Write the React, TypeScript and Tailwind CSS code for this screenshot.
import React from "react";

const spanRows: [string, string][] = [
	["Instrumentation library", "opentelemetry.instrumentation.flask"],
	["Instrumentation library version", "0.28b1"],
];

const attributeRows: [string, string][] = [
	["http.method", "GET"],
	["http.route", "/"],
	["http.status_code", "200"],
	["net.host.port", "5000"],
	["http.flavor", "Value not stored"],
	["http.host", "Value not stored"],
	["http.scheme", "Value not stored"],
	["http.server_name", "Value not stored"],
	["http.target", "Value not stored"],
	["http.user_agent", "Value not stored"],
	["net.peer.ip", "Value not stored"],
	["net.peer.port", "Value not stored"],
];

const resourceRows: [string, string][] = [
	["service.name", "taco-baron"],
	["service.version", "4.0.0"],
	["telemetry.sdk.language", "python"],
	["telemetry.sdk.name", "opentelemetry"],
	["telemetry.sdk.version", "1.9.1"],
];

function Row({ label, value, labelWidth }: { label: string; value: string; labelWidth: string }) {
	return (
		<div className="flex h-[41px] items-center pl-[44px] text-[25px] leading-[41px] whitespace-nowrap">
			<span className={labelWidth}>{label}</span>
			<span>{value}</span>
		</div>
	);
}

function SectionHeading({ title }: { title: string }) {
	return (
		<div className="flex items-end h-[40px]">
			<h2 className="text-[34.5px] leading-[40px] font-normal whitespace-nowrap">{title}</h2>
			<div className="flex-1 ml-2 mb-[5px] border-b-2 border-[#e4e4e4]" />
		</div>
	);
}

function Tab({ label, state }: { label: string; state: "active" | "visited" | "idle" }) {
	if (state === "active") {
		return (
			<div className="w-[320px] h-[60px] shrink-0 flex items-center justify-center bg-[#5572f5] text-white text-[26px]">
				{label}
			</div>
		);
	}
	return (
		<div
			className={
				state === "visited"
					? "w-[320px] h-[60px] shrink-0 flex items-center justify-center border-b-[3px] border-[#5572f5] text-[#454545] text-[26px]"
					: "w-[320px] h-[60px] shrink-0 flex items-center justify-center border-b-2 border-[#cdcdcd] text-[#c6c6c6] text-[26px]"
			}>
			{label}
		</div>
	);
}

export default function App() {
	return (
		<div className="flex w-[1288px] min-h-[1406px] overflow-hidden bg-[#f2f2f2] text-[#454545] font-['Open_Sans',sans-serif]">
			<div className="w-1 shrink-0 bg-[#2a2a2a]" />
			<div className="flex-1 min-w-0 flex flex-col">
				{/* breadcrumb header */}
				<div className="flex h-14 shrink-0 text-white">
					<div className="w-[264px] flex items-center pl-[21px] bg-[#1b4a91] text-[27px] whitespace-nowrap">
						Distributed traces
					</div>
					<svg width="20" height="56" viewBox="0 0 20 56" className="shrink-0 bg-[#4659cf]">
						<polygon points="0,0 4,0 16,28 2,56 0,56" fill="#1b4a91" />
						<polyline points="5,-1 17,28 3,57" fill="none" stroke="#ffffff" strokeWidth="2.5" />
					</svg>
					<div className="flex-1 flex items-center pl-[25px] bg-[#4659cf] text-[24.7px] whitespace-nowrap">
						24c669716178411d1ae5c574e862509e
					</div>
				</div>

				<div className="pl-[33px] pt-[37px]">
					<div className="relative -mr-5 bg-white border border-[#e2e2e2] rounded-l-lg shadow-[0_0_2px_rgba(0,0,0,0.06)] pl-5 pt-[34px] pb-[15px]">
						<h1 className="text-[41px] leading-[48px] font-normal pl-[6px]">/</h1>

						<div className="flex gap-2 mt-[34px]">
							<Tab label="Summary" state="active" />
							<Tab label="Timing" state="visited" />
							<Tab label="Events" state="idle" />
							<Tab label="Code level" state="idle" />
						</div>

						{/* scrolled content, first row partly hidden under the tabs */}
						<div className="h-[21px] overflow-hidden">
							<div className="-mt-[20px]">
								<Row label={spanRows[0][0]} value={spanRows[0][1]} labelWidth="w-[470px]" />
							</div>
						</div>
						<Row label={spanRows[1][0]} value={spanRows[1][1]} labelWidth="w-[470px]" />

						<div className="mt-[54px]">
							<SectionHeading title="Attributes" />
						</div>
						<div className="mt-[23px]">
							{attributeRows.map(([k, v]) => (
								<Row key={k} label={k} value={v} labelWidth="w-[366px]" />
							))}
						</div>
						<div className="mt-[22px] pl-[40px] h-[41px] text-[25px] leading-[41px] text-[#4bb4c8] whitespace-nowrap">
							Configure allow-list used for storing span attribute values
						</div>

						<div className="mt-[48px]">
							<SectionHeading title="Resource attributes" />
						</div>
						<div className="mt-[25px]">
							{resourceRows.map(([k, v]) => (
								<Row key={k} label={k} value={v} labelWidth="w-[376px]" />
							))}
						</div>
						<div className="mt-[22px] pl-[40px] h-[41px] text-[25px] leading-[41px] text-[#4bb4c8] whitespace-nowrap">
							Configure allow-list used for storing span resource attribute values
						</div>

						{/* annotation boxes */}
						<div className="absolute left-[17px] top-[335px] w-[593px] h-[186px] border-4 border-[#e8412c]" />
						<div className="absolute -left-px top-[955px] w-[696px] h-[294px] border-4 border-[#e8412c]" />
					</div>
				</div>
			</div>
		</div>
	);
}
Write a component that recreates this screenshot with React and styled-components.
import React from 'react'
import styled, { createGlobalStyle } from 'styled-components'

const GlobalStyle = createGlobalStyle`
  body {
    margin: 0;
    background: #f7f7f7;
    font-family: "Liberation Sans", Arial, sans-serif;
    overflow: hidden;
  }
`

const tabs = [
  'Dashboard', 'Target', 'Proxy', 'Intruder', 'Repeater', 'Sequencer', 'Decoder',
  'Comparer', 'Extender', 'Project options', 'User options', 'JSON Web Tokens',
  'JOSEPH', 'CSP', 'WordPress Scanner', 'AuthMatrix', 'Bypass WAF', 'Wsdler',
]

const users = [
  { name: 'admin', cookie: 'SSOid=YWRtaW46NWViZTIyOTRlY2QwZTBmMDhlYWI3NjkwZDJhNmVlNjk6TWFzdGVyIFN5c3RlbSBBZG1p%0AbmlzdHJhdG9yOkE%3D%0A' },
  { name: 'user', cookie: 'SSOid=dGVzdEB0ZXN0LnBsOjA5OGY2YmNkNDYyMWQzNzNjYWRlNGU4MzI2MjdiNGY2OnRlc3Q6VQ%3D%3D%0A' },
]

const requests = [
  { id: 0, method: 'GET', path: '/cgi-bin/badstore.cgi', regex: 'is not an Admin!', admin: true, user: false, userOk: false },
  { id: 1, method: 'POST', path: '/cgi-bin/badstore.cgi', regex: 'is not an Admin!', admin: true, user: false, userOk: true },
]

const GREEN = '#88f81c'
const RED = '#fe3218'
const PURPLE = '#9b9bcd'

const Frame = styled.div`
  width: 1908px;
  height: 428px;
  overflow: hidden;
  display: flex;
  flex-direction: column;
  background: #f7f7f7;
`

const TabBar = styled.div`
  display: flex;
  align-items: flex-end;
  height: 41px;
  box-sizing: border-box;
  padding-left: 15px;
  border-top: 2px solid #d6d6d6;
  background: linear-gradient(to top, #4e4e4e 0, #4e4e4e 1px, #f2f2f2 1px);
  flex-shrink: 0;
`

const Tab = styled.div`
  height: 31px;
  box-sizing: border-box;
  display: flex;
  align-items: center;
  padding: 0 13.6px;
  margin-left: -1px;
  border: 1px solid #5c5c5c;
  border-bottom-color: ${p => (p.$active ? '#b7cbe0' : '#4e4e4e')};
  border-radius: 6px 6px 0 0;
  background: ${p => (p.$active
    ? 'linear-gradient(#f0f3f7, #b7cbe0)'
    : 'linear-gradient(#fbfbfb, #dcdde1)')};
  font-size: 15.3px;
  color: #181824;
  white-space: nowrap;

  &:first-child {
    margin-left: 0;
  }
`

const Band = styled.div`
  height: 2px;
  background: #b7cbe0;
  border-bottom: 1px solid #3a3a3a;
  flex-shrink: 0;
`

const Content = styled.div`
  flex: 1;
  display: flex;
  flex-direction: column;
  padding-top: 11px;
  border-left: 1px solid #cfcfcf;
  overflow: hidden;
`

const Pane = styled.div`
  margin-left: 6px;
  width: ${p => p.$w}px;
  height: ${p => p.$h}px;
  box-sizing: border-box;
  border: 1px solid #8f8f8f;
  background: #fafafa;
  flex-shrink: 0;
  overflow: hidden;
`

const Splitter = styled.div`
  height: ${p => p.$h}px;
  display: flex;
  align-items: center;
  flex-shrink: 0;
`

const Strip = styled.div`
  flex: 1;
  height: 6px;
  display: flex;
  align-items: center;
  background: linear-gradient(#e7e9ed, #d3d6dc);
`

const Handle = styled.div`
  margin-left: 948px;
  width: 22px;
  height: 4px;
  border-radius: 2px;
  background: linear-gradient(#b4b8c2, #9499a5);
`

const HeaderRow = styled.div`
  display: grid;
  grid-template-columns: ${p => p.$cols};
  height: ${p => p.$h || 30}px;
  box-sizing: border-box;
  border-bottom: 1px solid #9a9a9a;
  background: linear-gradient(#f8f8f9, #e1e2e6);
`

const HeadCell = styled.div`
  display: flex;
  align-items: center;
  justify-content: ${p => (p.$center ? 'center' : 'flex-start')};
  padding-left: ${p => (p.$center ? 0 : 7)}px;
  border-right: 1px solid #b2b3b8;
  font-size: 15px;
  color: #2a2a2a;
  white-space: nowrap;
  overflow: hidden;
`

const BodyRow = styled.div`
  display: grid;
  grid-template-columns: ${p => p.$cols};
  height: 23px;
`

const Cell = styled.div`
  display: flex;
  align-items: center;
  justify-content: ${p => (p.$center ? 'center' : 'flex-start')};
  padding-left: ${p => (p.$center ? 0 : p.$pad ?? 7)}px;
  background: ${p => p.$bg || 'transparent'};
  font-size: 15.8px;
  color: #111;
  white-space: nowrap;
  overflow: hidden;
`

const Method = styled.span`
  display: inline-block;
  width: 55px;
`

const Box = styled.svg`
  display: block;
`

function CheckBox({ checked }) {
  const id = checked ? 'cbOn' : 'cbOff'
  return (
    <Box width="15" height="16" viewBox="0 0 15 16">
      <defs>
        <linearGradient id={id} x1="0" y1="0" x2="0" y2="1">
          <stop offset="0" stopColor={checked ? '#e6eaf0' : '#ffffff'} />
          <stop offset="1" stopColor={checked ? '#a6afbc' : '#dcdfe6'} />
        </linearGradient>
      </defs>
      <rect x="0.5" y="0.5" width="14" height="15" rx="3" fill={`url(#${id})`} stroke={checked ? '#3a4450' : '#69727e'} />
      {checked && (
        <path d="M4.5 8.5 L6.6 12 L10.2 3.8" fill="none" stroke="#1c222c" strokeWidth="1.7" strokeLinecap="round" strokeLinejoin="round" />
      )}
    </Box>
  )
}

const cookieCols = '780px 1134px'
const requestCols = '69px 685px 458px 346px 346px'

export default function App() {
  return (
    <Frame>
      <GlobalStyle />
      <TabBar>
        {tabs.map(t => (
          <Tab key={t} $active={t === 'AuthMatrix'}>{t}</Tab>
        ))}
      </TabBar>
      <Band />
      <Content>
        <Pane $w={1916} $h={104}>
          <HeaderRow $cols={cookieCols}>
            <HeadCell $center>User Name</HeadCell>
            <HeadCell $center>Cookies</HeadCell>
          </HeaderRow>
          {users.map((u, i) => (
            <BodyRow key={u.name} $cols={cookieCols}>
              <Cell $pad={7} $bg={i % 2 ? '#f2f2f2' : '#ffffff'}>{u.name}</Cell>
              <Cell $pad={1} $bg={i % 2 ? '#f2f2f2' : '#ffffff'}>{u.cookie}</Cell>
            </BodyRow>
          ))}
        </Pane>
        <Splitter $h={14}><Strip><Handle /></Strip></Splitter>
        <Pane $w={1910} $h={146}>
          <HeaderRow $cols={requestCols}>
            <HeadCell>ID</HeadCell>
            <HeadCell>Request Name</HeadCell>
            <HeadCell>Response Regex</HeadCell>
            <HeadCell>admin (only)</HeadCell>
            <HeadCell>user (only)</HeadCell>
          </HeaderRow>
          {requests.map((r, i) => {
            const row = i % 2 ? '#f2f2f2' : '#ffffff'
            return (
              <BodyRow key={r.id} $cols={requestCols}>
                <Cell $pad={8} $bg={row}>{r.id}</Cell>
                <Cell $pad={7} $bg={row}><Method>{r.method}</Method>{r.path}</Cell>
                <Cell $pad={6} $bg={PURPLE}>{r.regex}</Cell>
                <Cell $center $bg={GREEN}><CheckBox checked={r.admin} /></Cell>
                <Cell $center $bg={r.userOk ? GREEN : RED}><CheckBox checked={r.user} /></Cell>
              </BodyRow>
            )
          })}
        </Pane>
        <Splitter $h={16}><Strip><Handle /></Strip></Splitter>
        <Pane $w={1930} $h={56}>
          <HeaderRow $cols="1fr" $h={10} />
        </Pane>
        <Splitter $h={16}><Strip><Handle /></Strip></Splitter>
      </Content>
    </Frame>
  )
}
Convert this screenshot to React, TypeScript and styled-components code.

Written instruction
Search the records above for the string "screenshot". Copy every line that contains it.

Exercise result
Write the React, TypeScript and Tailwind CSS code for this screenshot.
Write a component that recreates this screenshot with React and styled-components.
Convert this screenshot to React, TypeScript and styled-components code.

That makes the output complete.